8. We'll instruct a valuation on the property
Your application will be subject to a satisfactory valuation. We'll instruct an independent valuer on your behalf to check the property is priced correctly and is suitable for your mortgage. Your mortgage valuation however is not a comprehensive survey. You should get your property surveyed to check the condition and avoid any unexpected surprises once you've moved in. You can find out more about the different types of survey in the Getting prepared section.
Your solicitor may also use this time when we are considering your application to start to carry out the necessary searches on the property. These might include local authority, drainage and environmental searches.
9. We make you a mortgage offer
Once the valuation is complete, we can finalise the financial checks and write to you and your solicitor with a formal offer. This will include the amount of money we are willing to lend you to buy the property. Check your new Mortgage Illustration with the one you were previously given to make sure there are no discrepancies.
10. Exchange contracts
The contract is a legal document that describes the legal title of the property and the price, and sets a date for completion. It sets out what will happen if either side fails to do what they've agreed, and mentions anything you have agreed (e.g. that fixtures and fittings are included in the sale). In Scotland this stage is called ‘concluding missives', but the purpose is the same.
Make sure you read through the contract and query anything you don't understand, because once you've exchanged contracts you're legally bound.
This stage is complete once:
- The conveyancer has approved the contract;
- You have signed it;
- The two conveyancers exchange contracts;
- Your deposit money goes to the seller's conveyancer.
Sealing the deal
What paperwork do I need?
When applying for a mortgage, having a few things to hand can help speed up the process. Lenders will need proof of your income, outgoings and identity, so provide them with as much information as possible to make the process easier.
Remember, it's important the figures on your application form, match those on your documentation.
Payslips
Usually three monthly payslips are needed to verify your income.
P60
In addition to payslips, your latest P60 from your employer may also be used to verify your income.
ID
You may be asked to provide proof of your identity and address. Passports, bank statements and utility bills are good examples.
Gifted deposit letter
If your deposit was a gift, a letter must be obtained from the person, or persons, who gave the deposit. This letter will need to confirm the deposit is a gift and the person doesn't expect this to be repaid, either while the borrower(s) owns the property or if it's sold.
Printed bills or statements
Some lenders may not accept online printouts of your bills or statements, so you may need to have hard copies available. If you need to order them from your bank or utility provider, they may take a few weeks to arrive.
If you decided to apply for a mortgage with us, we'll take you through any documentation you will need to progress your application.
What if I'm self-employed?
If you're self-employed, lenders may have different rules on how you evidence your income. You just need to be prepared for what the lender will require from you. Lenders may have different rules depending on whether you're self-employed, a partner or a director.

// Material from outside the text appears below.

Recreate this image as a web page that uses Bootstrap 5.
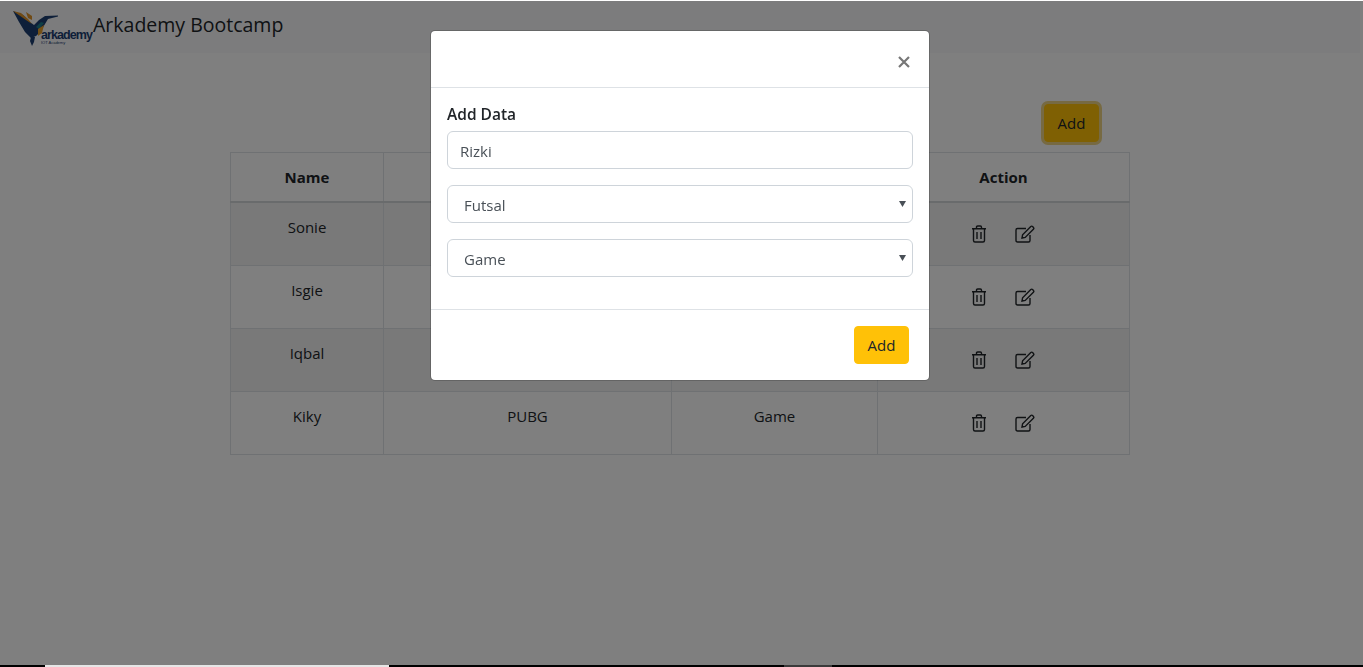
<!DOCTYPE html>
<html lang="en">

<head>
    <meta charset="UTF-8">
    <meta name="viewport" content="width=device-width, initial-scale=1.0">
    <title>Arkademy Bootcamp</title>
    <link href="https://cdn.jsdelivr.net/npm/bootstrap@5.3.0/dist/css/bootstrap.min.css" rel="stylesheet">
    <style>
        :root {
            --bs-border-radius: 4px;
        }

        body {
            font-family: "Open Sans", "Noto Sans", sans-serif;
            font-size: 15px;
            color: #212529;
            overflow: hidden;
            padding: 1px 3px 0 0;
        }

        /* Navbar */
        .top-bar {
            height: 52px;
            padding: 0 0 0 13px;
            align-items: flex-start;
            justify-content: flex-start;
        }

        .brand-logo {
            width: 80px;
            height: 37px;
            margin-top: 9px;
            flex: none;
        }

        .brand-title {
            font-size: 19.500px;
            line-height: 26px;
            margin-top: 11px;
            color: #212529;
        }

        /* Page content */
        .page-wrap {
            width: 900px;
            margin: 0 auto;
        }

        .add-row {
            padding: 51px 31px 10px 0;
        }

        .btn-amber {
            background-color: #ffc107;
            border-color: #ffc107;
            color: #212529;
            font-size: 15px;
            width: 55px;
            height: 38px;
            padding: 0;
            border-radius: 4px;
        }

        .btn-focused {
            box-shadow: 0 0 0 3px rgba(222, 170, 12, .5);
        }

        .data-table {
            table-layout: fixed;
            margin: 0;
            --bs-table-striped-bg: rgba(0, 0, 0, .05);
            --bs-table-border-color: #dee2e6;
        }

        .data-table th {
            height: 49px;
            padding: 12px;
            vertical-align: middle;
            font-weight: 700;
            border-bottom-width: 2px;
            border-bottom-color: #d3d6d9;
        }

        .data-table td {
            height: 63px;
            padding: 12px;
            line-height: 24px;
            vertical-align: top;
        }

        .data-table tbody tr:first-child td {
            height: 64px;
        }

        .data-table .cell-action {
            padding: 0 3px 0 0;
            vertical-align: middle;
        }

        .col-name { width: 153px; }
        .col-hobby { width: 288px; }
        .col-cat { width: 206px; }

        .btn-icon {
            padding: 0;
            width: 42px;
            height: 38px;
            border: 0;
            color: #212529;
        }

        /* Modal */
        .backdrop-top {
            top: 1px;
        }

        .add-modal {
            padding-right: 3px;
        }

        .add-dialog {
            margin-top: 30px;
        }

        .add-content {
            height: 351px;
            border-radius: 5px;
        }

        .add-header {
            height: 57px;
            padding: 0 19px 19px 0;
            justify-content: flex-end;
            align-items: flex-end;
        }

        .add-close {
            width: 12px;
            height: 12px;
            padding: 0;
            margin: 0;
            opacity: 1;
            background: url("data:image/svg+xml,%3csvg xmlns='http://www.w3.org/2000/svg' viewBox='0 0 12 12'%3e%3cpath stroke='%23777' stroke-width='2.200' d='M1 1l10 10M11 1L1 11'/%3e%3c/svg%3e") center / 12px 12px no-repeat;
        }

        .add-body {
            padding: 15px 16px 16px;
            flex: none;
        }

        .add-label {
            display: block;
            font-size: 15.500px;
            font-weight: 600;
            line-height: 22px;
            margin: 0 0 6px;
        }

        .add-input {
            height: 38px;
            font-size: 15px;
            padding: 2px 12px 0;
            color: #495057;
            border-color: #ced4da;
        }

        .add-select {
            height: 38px;
            font-size: 15px;
            padding: 2px 24px 0 16px;
            color: #495057;
            border-color: #ced4da;
            background-image: url("data:image/svg+xml,%3csvg xmlns='http://www.w3.org/2000/svg' viewBox='0 0 7 6'%3e%3cpath fill='%23495057' d='M0 0h7L3.500 6z'/%3e%3c/svg%3e");
            background-size: 7px 6px;
            background-position: right 6px center;
        }

        .add-footer {
            padding: 16px 20px 16px 16px;
            justify-content: flex-end;
        }

        .add-footer .btn {
            margin: 0;
        }

        /* Strip at the very bottom of the window */
        .window-strip {
            height: 2px;
            background: #000;
            z-index: 2000;
        }

        .strip-light {
            position: absolute;
            left: 45px;
            width: 344px;
            height: 2px;
            background: #e6e6e6;
        }

        .strip-dim {
            position: absolute;
            left: 784px;
            width: 48px;
            height: 2px;
            background: #3a3a3a;
        }
    </style>
</head>

<body>

    <nav class="navbar bg-light top-bar">
        <svg class="brand-logo" viewBox="0 0 80 37" role="img" aria-label="arkademy logo">
            <path fill="#1d3f72" d="M0 1 10 5 17 12 21 15 26 10 32 6 45 5.500 45 6.500 35 9 32 14 28 21 23 26 18 28 12 22 6 12z" />
            <path fill="#e0942a" d="M0 1 8 3 15 9 19 14 13 10z" />
            <path fill="#e0942a" d="M13 2 19 6 19 10 15 8z" />
            <path fill="#1f7f8c" d="M23 17 28 12 31 13 26 19z" />
            <path fill="#e8a02c" d="M25 19 31 15 29 23 25 26z" />
            <path fill="#1d3f72" d="M18 27 22 27 21 32 19 36 17 31z" />
            <text x="28" y="29" font-family="Liberation Sans, sans-serif" font-size="12.500" font-weight="700" fill="#1d3f72" textLength="52">arkademy</text>
            <text x="28" y="34" font-family="Liberation Sans, sans-serif" font-size="4" fill="#1d3f72">IOT Academy</text>
        </svg>
        <span class="brand-title">Arkademy Bootcamp</span>
    </nav>

    <div class="page-wrap">
        <div class="d-flex justify-content-end add-row">
            <button type="button" class="btn btn-amber btn-focused">Add</button>
        </div>

        <table class="table table-bordered table-striped text-center data-table">
            <colgroup>
                <col class="col-name">
                <col class="col-hobby">
                <col class="col-cat">
                <col>
            </colgroup>
            <thead>
                <tr>
                    <th>Name</th>
                    <th>Hobby</th>
                    <th>Category</th>
                    <th>Action</th>
                </tr>
            </thead>
            <tbody id="rows"></tbody>
        </table>
    </div>

    <div class="modal-backdrop show backdrop-top"></div>

    <div class="modal show d-block add-modal" tabindex="-1">
        <div class="modal-dialog add-dialog">
            <div class="modal-content add-content">
                <div class="modal-header add-header">
                    <button type="button" class="btn-close add-close" aria-label="Close"></button>
                </div>
                <div class="modal-body add-body">
                    <label class="add-label" for="name-input">Add Data</label>
                    <input id="name-input" type="text" class="form-control add-input mb-3" value="Rizki">
                    <select class="form-select add-select mb-3">
                        <option>Futsal</option>
                    </select>
                    <select class="form-select add-select mb-3">
                        <option>Game</option>
                    </select>
                </div>
                <div class="modal-footer add-footer">
                    <button type="button" class="btn btn-amber">Add</button>
                </div>
            </div>
        </div>
    </div>

    <div class="fixed-bottom window-strip">
        <div class="strip-light"></div>
        <div class="strip-dim"></div>
    </div>

    <script>
        // Table rows
        const people = [
            ["Sonie", "Futsal", "Sport"],
            ["Isgie", "Reading", "Hobby"],
            ["Iqbal", "Mobile Legends", "Game"],
            ["Kiky", "PUBG", "Game"]
        ];

        const trashIcon = `<svg width="16" height="18" viewBox="0 0 16 18" fill="none" stroke="currentColor" stroke-width="1.4"><path d="M1 3.7h14M5.500 3.7V2.200q0-1.200 1.200-1.200h2.600q1.200 0 1.200 1.200v1.500M2.500 3.700v11.800q0 1.500 1.500 1.500h8q1.500 0 1.500-1.500V3.700M6 7v7M10 7v7"/></svg>`;
        const editIcon = `<svg width="20" height="18" viewBox="0 0 20 18" fill="none" stroke="currentColor" stroke-width="1.4"><path d="M15 10v5.500q0 1.500-1.500 1.500H2.500Q1 17 1 15.500V5q0-1.500 1.500-1.500H11"/><path d="M7 13l.6-3.200L15.800 1.600q.9-.9 1.800 0l.8.8q.9.9 0 1.800L10.200 12.400z"/></svg>`;

        document.getElementById("rows").innerHTML = people.map(p => `
            <tr>
                <td>${p[0]}</td>
                <td>${p[1]}</td>
                <td>${p[2]}</td>
                <td class="cell-action">
                    <div class="d-flex justify-content-center align-items-center gap-1">
                        <button type="button" class="btn btn-icon d-flex justify-content-center align-items-center">${trashIcon}</button>
                        <button type="button" class="btn btn-icon d-flex justify-content-center align-items-center">${editIcon}</button>
                    </div>
                </td>
            </tr>`).join("");
    </script>

    <script src="https://cdn.jsdelivr.net/npm/bootstrap@5.3.0/dist/js/bootstrap.bundle.min.js"></script>
</body>

</html>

For those considered self-employed, any income you declare will need to be proven for the last two years. This is usually done with a statement of your accounts, prepared by a qualified accountant. Lenders will assess your profit and will want to see if this has declined over the past two years. They could also ask to see information on the year ahead, to make sure you'll remain profitable. If you self-assess, you'll be required to provide your SA302 tax document.

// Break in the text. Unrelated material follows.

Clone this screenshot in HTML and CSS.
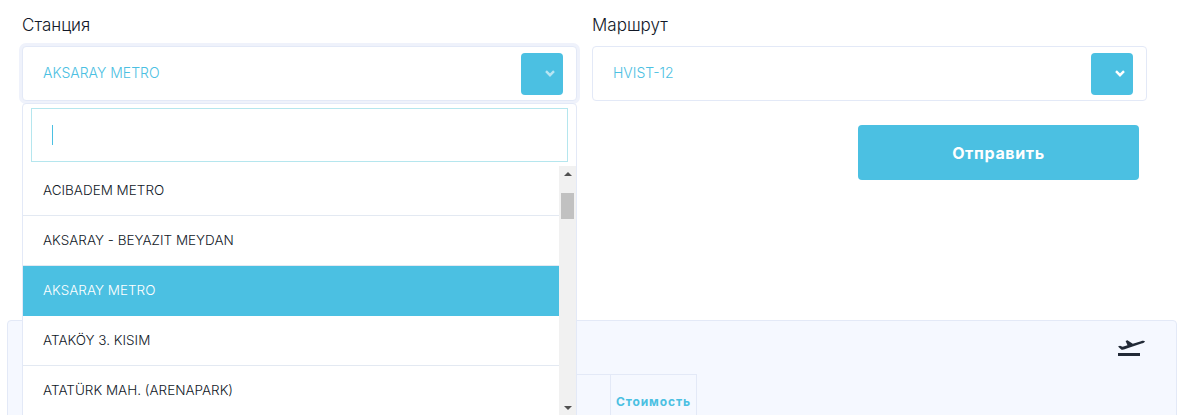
FILE: index.html
```html
<!DOCTYPE html>
<html lang="en">
<head>
    <meta charset="UTF-8">
    <meta name="viewport" content="width=device-width, initial-scale=1.0">
    <title>Трансфер</title>
    <link rel="stylesheet" href="styles.css">
</head>
<body>

    <div class="form-row">
        <div class="field">
            <label>Станция</label>
            <div class="select select-open">
                <span>AKSARAY METRO</span>
                <span class="select-btn">
                    <svg viewBox="0 0 10 7"><path d="M1 1.2 5 5.2 9 1.2"/></svg>
                </span>
            </div>
            <div class="dropdown">
                <div class="search"><span class="caret"></span></div>
                <div class="options">
                    <ul>
                        <li>ACIBADEM METRO</li>
                        <li>AKSARAY - BEYAZIT MEYDAN</li>
                        <li class="active">AKSARAY METRO</li>
                        <li>ATAKÖY 3. KISIM</li>
                        <li>ATATÜRK MAH. (ARENAPARK)</li>
                    </ul>
                    <div class="scrollbar">
                        <span class="arrow-up"></span>
                        <span class="thumb"></span>
                        <span class="arrow-down"></span>
                    </div>
                </div>
            </div>
        </div>

        <div class="field">
            <label>Маршрут</label>
            <div class="select">
                <span>HVIST-12</span>
                <span class="select-btn">
                    <svg viewBox="0 0 10 7"><path d="M1 1.2 5 5.2 9 1.2"/></svg>
                </span>
            </div>
            <div class="actions">
                <button type="button">Отправить</button>
            </div>
        </div>
    </div>

    <section class="panel">
        <svg class="plane" viewBox="0 0 27 17">
            <path d="M0 6.5 2 5.7 4.6 6.8 9.5 5.2 7.6 1 9.4.3 14.8 3.8 23 1.2C25 .6 26.6.9 27 1.4 26.8 2.2 25 3 23.5 3.5L8 8.8C6 9.6 4 10 3.5 9.8Z"/>
            <rect x="0" y="13" width="22" height="3"/>
        </svg>
        <table>
            <tr>
                <th class="col-wide"></th>
                <th class="col-price">Стоимость</th>
            </tr>
        </table>
    </section>

</body>
</html>
```

FILE: styles.css
```css
* {
    margin: 0;
    padding: 0;
    box-sizing: border-box;
}

html, body {
    height: 415px;
    overflow: hidden;
}

body {
    background: white;
    color: #111827;
    font-family: Inter, "Noto Sans", sans-serif;
    font-weight: 300;
}

.form-row {
    display: flex;
    gap: 15px;
    padding: 14px 0 0 22px;
}

.field {
    position: relative;
    width: 555px;
}

.field label {
    display: block;
    height: 32px;
    font-size: 17px;
    line-height: 23px;
}

.select {
    display: flex;
    align-items: center;
    justify-content: space-between;
    height: 55px;
    padding: 0 13px 0 20px;
    border: 1px solid #e3e9f7;
    border-radius: 4px;
    background: white;
    color: #4bc0e2;
    font-size: 14px;
}

.select > span:first-child {
    margin-bottom: 2px;
}

.select-open {
    box-shadow: 0 0 0 3px #eff2fb;
}

.select-btn {
    display: flex;
    align-items: center;
    justify-content: flex-end;
    width: 42px;
    height: 42px;
    padding-right: 8px;
    border-radius: 4px;
    background: #4bc0e2;
}

.select-btn svg {
    width: 10px;
    height: 7px;
    fill: none;
    stroke: white;
    stroke-width: 2.4;
}

.select-open .select-btn svg {
    opacity: 0.6;
}

.dropdown {
    position: absolute;
    top: 89px;
    left: 0;
    z-index: 2;
    width: 555px;
    height: 330px;
    border: 1px solid #e3e9f7;
    border-radius: 4px;
    background: white;
    font-size: 13.5px;
}

.search {
    display: flex;
    align-items: center;
    height: 54px;
    margin: 4px 8px 4px 8px;
    padding-left: 20px;
    border: 1px solid #b5e6ee;
}

.caret {
    width: 1px;
    height: 20px;
    background: #4bc0e2;
}

.options {
    display: flex;
}

.options ul {
    flex: 1;
    list-style: none;
}

.options li {
    display: flex;
    align-items: center;
    height: 50px;
    padding: 0 0 2px 20px;
    border-bottom: 1px solid #e3e9f2;
}

.options li.active {
    background: #4bc0e2;
    color: white;
    border-bottom-color: #4bc0e2;
}

.scrollbar {
    position: relative;
    display: flex;
    flex-direction: column;
    align-items: center;
    width: 17px;
    height: 250px;
    background: #f1f1f1;
}

.arrow-up, .arrow-down {
    width: 0;
    height: 0;
    border-left: 4px solid transparent;
    border-right: 4px solid transparent;
}

.arrow-up {
    margin-top: 6px;
    border-bottom: 4px solid #505050;
}

.arrow-down {
    margin-top: 187px;
    border-top: 4px solid #505050;
}

.thumb {
    width: 13px;
    height: 26px;
    margin-top: 17px;
    background: #c1c1c1;
}

.actions {
    display: flex;
    justify-content: flex-end;
    margin-top: 24px;
    padding-right: 8px;
}

button {
    width: 281px;
    height: 55px;
    border: none;
    border-radius: 4px;
    background: #4bc0e2;
    color: white;
    font-family: Inter, "Noto Sans", sans-serif;
    font-size: 16px;
    font-weight: 700;
    letter-spacing: 0.65px;
}

.panel {
    display: flow-root;
    height: 100px;
    margin: 140px 2px 0 7px;
    border: 1px solid #e3e9f7;
    border-radius: 4px;
    background: #f5f8ff;
}

.plane {
    display: block;
    width: 27px;
    height: 17px;
    margin: 19px 31px 0 auto;
    fill: #212936;
}

table {
    margin: 17px 0 0 14px;
    border-collapse: collapse;
}

th {
    height: 52px;
    padding-top: 2px;
    border: 1px solid #e3e9f7;
}

.col-wide {
    width: 588px;
}

.col-price {
    width: 86px;
    color: #4bc0e2;
    font-size: 12px;
    font-weight: 700;
    letter-spacing: 0.9px;
}
```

Being self-employed might mean your income isn't as regular as it would be if you were paid a salary by an employer. For example, you might have quiet periods of the year, or months when you do better than others. All of this will be taken into consideration during your mortgage application and you should be prepared for this to effect how much they may lend.
If you're a partner in a business, lenders will usually class you the same as self-employed applicants. For directors of limited companies, Virgin Money will consider salary + share of net profit after tax.
You'll still have access to the same products as everyone else, so long as you have the required deposit and provide all of the paperwork needed to pass the affordability check.
Why do we do things the way we do?
In the past, some people took mortgages on properties they couldn't afford, meaning they fell behind on their payments and in some cases lost their homes. The new rules, following the Mortgage Market Review in 2014, help lenders assess your needs and circumstances and whether you can afford a mortgage.
As part of the review, lenders put practices in place to make sure mortgage borrowing is responsible. Here are some of the highlights of what we do and why:
We provide advice on all mortgage sales via our qualified mortgage advisers. Our advice is offered over the phone where it is tailored to your circumstances and requirements to ensure we recommend the most suitable product for your needs. To provide you with the best outcome based on your circumstances, an advised call can take anywhere from 45 minutes to an hour and a half. We assess your affordability to check you can afford the loan repayments now and in the future. This means we take a close look at your income and your outgoings.
We will complete a hypothetical stress test to see what effects an interest rate increase would mean to your monthly payments and your ability to pay these.
We make you aware of the risks. You'll have seen the risk warnings on most mortgage provider's websites, brochures, flyers etc. It's important to make sure you're aware if you don't keep up the repayments on your mortgage, your house could be repossessed.
Obstacles you might come across
There's no denying buying your first home can be stressful. As much as we'd like to support you and hold your hand along the way, there might be occasions when things don't go to plan.
Here are a few potential bumps in the road:
Your credit check fails
Even one late payment, three years ago, could scupper your credit check. Read our advice on why credit checks are so important and how to spot any deal breakers before you apply.
You made mistakes on your application form
Check it and check it again. Making accidental mistakes and needing them corrected at a later stage will not only slow things down, but could affect your chances of being made a mortgage offer. Take the time to do it right. Make sure the figures you put on your application form match the evidence you submit.
Your affordability check doesn't go how you thought it would
Although the affordability check considers more than just your income now, the lender needs to be sure you have enough money coming in to make your monthly mortgage repayments. Read more about how much you can afford on your income.
Your new property is worth less than expected
Lenders will ask for a valuation to check the property is worth what you're offering for it. However, in some cases, this valuation might come in under what the seller is currently asking for. Other surveys conducted as part of the buying process might also highlight unexpected damage. If this results in you needing to carry out repairs, you might want to consider negotiating a lower price.